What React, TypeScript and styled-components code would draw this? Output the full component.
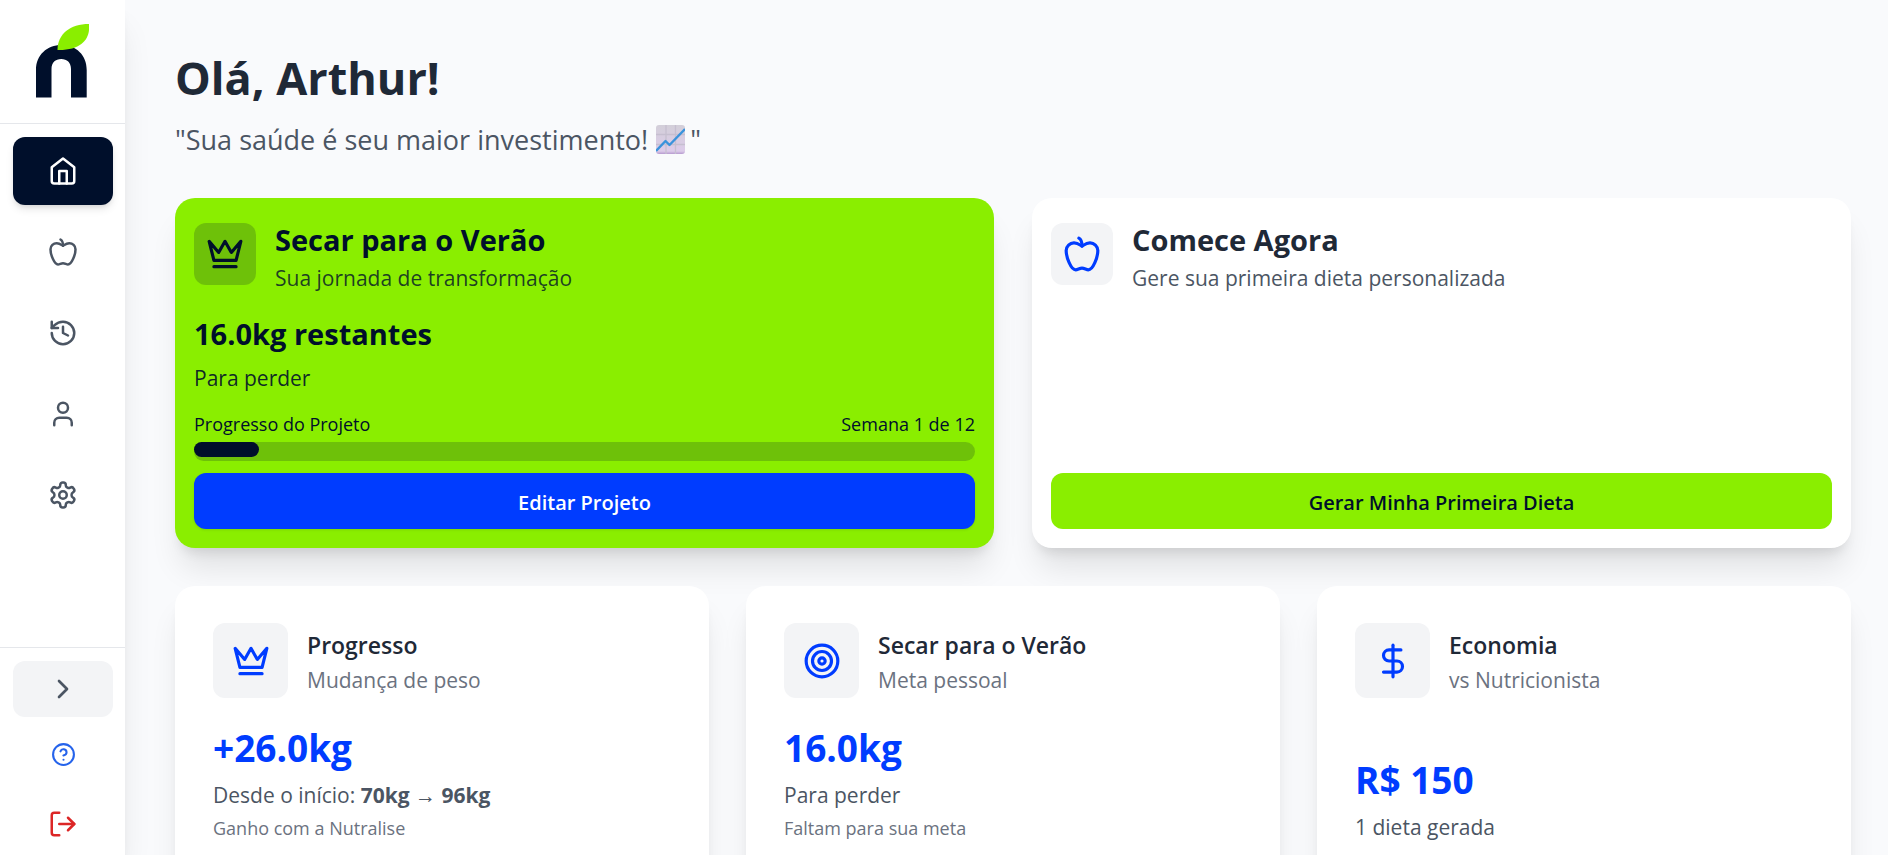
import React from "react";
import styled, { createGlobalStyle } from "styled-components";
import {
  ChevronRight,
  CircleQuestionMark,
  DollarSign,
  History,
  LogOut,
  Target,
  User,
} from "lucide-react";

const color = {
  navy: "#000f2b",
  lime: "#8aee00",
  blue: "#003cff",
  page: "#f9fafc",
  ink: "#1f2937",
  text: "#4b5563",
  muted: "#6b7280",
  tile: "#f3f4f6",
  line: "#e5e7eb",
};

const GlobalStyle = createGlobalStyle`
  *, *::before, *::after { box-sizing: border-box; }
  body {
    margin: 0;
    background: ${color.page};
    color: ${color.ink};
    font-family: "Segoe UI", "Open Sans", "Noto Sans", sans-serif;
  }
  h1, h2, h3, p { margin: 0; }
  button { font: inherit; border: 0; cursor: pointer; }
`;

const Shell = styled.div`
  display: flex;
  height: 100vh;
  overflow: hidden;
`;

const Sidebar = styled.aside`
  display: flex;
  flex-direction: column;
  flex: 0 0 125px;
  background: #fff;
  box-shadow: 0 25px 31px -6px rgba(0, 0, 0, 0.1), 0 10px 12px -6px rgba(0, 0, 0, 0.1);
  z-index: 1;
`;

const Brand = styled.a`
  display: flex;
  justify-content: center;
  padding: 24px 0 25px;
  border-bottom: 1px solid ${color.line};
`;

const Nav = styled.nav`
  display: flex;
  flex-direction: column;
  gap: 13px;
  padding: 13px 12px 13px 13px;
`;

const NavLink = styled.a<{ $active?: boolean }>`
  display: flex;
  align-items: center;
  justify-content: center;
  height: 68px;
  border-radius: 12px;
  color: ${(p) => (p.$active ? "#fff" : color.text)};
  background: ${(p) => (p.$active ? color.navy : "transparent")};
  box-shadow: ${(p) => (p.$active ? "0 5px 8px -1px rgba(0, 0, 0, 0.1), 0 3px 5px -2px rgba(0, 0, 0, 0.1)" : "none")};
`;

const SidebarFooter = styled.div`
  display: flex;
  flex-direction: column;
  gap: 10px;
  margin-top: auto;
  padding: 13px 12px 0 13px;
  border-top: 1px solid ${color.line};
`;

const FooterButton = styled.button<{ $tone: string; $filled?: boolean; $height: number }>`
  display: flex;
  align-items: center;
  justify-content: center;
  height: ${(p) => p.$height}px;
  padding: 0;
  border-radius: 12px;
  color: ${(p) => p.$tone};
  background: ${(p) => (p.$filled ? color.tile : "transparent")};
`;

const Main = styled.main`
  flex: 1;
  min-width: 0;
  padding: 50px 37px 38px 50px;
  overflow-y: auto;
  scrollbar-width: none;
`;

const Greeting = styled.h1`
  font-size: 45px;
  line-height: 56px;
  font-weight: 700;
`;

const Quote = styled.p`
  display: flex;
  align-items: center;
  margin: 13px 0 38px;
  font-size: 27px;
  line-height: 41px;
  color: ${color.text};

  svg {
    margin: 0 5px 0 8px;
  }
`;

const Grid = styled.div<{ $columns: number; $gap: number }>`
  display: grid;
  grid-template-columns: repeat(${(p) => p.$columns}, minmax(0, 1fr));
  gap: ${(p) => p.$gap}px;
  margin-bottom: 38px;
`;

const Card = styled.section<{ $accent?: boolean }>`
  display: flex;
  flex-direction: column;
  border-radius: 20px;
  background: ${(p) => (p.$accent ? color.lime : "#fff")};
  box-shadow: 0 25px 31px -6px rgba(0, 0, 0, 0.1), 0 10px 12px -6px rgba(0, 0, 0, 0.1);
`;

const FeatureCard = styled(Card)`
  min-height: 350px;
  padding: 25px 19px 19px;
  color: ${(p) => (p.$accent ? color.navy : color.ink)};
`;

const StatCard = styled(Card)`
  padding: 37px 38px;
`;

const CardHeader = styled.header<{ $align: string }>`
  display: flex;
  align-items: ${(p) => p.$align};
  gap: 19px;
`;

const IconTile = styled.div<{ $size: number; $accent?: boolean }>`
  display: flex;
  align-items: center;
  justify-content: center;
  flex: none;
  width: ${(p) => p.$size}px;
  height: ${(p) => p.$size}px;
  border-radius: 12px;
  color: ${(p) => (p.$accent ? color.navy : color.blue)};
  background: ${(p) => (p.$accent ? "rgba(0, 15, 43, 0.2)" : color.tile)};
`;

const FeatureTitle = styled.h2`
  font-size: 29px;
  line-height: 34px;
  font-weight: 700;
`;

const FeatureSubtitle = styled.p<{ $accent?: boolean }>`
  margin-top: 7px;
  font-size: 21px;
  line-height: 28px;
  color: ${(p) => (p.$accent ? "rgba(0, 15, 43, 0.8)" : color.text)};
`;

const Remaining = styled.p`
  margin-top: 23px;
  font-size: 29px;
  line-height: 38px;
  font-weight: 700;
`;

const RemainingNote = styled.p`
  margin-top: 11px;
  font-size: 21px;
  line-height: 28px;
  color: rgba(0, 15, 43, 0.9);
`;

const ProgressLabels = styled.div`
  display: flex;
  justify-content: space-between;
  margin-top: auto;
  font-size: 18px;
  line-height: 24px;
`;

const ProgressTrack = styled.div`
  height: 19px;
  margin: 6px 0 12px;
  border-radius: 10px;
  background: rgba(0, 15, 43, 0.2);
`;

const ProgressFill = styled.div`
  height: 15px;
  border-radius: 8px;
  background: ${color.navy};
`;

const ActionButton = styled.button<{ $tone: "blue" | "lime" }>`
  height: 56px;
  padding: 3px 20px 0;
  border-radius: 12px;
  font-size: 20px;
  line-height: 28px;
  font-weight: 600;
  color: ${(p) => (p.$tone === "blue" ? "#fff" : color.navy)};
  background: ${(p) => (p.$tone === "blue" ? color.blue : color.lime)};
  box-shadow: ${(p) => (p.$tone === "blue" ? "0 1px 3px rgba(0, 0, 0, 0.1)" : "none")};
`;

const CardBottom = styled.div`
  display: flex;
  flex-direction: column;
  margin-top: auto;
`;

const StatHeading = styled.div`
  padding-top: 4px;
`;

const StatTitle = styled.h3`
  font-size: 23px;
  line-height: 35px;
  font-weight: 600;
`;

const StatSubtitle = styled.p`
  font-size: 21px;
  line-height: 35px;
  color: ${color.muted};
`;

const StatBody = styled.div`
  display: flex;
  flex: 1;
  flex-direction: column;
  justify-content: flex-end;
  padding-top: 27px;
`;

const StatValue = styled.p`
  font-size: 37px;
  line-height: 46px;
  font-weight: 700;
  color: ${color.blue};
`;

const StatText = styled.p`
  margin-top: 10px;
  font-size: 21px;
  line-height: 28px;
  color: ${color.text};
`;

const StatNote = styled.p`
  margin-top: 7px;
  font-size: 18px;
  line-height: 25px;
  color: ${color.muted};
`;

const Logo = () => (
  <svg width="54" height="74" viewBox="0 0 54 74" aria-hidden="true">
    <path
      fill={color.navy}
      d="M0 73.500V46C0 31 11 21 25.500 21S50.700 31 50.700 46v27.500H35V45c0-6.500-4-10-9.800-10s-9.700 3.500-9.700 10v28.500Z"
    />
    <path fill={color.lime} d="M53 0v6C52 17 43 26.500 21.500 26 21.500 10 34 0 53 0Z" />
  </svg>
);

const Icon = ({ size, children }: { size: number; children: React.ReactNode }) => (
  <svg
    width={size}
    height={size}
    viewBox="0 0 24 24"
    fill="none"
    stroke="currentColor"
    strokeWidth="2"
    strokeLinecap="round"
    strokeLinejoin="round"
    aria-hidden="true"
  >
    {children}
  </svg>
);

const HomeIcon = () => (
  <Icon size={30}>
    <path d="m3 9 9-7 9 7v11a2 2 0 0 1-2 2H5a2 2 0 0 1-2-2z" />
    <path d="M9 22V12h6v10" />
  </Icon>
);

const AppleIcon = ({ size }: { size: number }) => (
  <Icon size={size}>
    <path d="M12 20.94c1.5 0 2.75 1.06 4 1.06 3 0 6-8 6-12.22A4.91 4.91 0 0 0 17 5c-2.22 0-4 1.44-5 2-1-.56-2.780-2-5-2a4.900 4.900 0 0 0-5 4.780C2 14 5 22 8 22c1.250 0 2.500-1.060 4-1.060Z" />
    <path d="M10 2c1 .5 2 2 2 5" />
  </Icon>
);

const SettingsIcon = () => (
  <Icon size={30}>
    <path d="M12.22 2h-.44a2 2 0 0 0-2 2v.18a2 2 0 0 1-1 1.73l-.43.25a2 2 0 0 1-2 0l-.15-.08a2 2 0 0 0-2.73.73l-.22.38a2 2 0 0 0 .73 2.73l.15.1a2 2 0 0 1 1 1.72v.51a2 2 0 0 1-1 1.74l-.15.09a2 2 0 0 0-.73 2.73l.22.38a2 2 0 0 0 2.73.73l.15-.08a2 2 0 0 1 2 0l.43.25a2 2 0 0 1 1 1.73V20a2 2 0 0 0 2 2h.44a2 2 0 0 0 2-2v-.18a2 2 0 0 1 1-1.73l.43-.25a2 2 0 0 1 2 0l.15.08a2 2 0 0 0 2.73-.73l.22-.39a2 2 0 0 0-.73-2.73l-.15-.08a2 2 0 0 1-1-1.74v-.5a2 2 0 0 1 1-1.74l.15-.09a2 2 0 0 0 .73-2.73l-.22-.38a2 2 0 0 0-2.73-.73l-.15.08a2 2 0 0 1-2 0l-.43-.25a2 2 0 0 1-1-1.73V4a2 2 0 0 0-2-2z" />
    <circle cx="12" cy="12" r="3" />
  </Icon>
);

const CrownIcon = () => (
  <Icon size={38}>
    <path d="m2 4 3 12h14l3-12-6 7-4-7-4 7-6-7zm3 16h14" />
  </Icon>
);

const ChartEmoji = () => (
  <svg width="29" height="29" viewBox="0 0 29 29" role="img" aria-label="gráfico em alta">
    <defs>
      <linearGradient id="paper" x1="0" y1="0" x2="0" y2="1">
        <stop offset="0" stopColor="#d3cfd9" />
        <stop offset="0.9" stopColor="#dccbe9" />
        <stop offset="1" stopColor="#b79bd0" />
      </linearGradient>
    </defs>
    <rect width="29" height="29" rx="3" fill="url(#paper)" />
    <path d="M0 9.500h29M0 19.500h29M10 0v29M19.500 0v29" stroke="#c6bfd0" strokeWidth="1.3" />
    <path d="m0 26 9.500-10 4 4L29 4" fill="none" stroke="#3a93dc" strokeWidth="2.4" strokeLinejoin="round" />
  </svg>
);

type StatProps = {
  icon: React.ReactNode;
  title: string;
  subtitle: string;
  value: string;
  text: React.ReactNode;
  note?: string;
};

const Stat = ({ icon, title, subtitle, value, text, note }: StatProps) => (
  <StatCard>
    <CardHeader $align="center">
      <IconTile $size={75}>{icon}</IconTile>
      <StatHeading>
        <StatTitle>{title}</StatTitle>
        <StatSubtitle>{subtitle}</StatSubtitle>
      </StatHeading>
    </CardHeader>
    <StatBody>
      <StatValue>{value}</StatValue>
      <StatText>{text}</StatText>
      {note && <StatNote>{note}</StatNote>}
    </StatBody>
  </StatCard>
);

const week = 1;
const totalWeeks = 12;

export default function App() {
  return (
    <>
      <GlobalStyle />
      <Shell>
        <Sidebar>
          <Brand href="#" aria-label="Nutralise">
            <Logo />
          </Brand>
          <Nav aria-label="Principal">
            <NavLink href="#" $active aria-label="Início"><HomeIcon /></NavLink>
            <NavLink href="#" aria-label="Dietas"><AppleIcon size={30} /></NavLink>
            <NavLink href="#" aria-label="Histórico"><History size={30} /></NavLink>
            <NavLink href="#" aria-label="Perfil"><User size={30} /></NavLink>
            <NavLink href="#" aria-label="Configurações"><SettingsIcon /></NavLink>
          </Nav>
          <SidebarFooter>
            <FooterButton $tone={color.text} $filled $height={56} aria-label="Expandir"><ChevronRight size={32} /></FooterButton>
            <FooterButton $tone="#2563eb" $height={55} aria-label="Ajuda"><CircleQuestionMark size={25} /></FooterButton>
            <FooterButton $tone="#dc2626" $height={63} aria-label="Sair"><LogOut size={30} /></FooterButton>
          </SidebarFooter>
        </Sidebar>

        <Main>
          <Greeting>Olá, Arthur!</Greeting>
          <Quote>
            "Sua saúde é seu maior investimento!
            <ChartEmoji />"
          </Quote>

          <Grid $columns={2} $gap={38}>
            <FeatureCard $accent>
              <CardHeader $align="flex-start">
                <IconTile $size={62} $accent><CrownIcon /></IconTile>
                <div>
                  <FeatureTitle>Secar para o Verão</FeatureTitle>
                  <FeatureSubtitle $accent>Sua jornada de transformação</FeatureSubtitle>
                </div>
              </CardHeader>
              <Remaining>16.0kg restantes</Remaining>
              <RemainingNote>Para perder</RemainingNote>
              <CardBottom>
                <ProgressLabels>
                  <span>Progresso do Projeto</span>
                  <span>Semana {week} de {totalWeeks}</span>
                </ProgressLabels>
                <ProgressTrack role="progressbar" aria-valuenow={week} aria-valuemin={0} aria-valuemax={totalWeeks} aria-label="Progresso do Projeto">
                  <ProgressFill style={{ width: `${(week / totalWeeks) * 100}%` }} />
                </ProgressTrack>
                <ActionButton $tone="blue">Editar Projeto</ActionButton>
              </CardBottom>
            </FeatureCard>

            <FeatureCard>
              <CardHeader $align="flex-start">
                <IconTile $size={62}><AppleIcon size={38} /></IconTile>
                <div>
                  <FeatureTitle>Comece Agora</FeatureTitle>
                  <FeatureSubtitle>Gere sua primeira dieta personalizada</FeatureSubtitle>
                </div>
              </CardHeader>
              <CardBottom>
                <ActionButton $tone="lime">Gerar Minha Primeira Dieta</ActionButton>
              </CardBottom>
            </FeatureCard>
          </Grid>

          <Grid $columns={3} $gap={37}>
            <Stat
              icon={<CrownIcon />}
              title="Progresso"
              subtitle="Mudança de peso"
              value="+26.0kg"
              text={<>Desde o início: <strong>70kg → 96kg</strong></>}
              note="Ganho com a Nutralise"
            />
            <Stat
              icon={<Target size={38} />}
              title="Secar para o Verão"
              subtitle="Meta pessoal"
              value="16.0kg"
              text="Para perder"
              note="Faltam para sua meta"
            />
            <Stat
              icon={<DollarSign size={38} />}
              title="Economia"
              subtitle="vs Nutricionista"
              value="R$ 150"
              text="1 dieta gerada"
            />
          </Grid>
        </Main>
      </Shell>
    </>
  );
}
++++++
Your task is to collect every line above that contains the word "components".

What React, TypeScript and styled-components code would draw this? Output the full component.
import styled, { createGlobalStyle } from "styled-components";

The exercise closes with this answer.